My grandmother’s house in Shaanxi, which hasn’t changed a single bit in decades. There’s something intensely comforting about that consistency. Going back always feels like a full-body detox, a time to shed so many of the unnecessary layers that typically weigh me down, a way to simplify myself. Both electricity and running water were knocked out the days I was there, so I spent the afternoons watching my aunts and grandmother trash talk each other over mahjong with the occasional trip into town on the back of a bicycle. And, of course, nothing can compare to hardy Shaanxi feasts, plates of sautéed starch noodles/粉条 and zi juan (rolled vegetable pockets) that I can’t even find in Xi'an restaurants. If only I could’ve fueled up for an entire year. :(
It’s been an exhausting couple of days. So many people have reached out to me through text, e-mail, Facebook in concern, and I feel totally ill-equipped to handle the amount of compassion poured into Boston from all corners of the world. I keep tearing up in public, at work, on the bus, and I can no longer tell what’s driving the emotional backlash, whether the helplessness comes from aftershocks of fear and confusion or from an inability to process the overwhelming generosity of friends and strangers alike.
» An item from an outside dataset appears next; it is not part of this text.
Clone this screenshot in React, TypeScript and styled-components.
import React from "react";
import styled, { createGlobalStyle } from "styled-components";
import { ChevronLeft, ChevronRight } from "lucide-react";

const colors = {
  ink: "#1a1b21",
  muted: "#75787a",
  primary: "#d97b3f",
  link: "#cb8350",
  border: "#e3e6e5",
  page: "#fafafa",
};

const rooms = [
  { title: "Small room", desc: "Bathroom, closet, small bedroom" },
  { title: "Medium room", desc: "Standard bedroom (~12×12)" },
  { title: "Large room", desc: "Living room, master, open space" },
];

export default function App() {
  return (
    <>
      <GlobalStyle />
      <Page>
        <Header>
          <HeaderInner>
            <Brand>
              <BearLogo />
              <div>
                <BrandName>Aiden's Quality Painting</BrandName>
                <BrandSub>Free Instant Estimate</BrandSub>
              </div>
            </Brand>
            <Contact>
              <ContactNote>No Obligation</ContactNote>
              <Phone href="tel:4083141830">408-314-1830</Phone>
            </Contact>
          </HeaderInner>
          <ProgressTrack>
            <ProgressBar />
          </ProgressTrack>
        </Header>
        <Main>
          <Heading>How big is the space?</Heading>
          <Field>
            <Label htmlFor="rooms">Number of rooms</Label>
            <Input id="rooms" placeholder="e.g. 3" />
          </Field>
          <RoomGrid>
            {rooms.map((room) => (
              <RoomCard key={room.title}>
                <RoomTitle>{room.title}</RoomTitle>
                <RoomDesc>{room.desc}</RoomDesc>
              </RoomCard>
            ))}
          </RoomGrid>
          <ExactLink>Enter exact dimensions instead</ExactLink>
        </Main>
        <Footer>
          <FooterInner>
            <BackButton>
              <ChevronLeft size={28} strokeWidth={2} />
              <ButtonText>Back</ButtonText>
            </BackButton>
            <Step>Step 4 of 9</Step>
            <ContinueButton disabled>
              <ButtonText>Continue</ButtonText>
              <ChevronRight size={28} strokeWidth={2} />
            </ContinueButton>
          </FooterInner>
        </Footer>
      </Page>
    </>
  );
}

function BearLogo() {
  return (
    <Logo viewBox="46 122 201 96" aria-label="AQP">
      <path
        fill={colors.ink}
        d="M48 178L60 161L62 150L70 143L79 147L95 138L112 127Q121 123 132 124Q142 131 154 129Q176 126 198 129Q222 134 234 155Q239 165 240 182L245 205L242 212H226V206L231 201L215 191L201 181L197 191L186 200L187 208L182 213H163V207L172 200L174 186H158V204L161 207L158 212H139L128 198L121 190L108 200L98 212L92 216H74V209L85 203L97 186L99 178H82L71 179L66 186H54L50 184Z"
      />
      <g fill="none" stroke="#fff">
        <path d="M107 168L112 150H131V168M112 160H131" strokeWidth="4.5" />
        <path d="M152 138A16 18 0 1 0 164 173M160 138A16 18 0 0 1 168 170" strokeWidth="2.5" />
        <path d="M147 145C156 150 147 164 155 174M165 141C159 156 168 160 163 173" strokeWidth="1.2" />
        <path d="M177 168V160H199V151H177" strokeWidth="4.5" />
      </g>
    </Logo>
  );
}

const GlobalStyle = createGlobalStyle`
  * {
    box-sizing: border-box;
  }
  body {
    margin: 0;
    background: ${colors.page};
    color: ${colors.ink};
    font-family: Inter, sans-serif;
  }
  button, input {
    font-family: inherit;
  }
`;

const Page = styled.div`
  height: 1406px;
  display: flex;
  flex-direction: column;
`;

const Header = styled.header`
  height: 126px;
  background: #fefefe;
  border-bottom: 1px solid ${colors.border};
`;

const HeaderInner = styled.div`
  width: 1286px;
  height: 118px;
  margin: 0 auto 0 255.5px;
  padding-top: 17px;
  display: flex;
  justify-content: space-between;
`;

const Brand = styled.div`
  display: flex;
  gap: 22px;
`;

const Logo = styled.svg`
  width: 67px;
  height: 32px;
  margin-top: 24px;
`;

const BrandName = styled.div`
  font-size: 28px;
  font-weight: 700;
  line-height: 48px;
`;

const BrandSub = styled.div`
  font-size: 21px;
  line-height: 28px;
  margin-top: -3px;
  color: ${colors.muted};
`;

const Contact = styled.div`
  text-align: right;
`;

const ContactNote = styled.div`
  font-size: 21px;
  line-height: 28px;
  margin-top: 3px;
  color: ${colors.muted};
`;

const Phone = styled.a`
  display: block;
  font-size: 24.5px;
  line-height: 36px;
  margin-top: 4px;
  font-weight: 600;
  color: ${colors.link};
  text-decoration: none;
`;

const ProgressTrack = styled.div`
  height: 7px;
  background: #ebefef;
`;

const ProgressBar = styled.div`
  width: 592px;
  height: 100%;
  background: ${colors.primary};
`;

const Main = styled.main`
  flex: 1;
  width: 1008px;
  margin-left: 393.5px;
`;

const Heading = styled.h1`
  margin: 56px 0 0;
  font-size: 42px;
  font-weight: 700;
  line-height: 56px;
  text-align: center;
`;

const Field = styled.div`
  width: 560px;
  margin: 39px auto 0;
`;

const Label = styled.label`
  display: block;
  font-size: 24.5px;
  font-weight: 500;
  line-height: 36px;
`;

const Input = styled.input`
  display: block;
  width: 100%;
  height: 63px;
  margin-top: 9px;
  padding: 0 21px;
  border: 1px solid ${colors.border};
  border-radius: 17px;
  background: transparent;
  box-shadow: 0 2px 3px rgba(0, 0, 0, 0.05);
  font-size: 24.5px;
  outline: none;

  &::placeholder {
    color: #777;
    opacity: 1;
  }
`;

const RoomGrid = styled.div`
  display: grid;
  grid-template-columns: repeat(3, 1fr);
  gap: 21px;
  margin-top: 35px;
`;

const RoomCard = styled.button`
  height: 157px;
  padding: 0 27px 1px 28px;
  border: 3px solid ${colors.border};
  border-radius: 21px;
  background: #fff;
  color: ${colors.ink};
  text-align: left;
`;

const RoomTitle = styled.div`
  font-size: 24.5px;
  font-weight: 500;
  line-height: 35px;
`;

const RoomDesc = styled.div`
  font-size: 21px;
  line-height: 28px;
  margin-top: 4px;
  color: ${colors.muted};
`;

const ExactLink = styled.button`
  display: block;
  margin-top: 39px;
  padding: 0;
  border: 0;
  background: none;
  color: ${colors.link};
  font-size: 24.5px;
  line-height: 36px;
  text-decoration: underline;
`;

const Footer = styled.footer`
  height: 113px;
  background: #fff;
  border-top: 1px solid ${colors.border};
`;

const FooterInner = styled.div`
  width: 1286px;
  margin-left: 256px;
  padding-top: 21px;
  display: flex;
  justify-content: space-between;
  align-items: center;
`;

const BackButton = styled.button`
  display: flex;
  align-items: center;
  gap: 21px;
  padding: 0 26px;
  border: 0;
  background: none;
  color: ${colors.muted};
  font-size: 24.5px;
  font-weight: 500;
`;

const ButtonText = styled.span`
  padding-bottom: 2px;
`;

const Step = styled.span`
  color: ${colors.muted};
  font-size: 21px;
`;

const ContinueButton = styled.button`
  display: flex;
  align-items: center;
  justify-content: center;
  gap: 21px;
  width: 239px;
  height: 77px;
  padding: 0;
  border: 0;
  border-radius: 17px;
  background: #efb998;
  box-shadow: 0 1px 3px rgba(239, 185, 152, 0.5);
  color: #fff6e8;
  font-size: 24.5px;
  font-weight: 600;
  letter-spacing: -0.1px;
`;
Despite that kindness, I haven’t felt so isolated in years. It’s magnified by how only a few days ago, I was surrounded by family and now I feel like I’m grappling alone through a blind obstacle course with no idea what lies at the end of it. The gut reaction of “I want to go home” and the harsh realization that I don’t mean Boston, not even with the number of years and contacts I’ve clocked here. I guess that saying about people and roots has merit. Home is where, etc. Maybe it’s because the attack happened so soon, not even 24 hours, after I landed and my head got stuck in the transition, stalled between two destinations without a clear answer of which one classifies as final.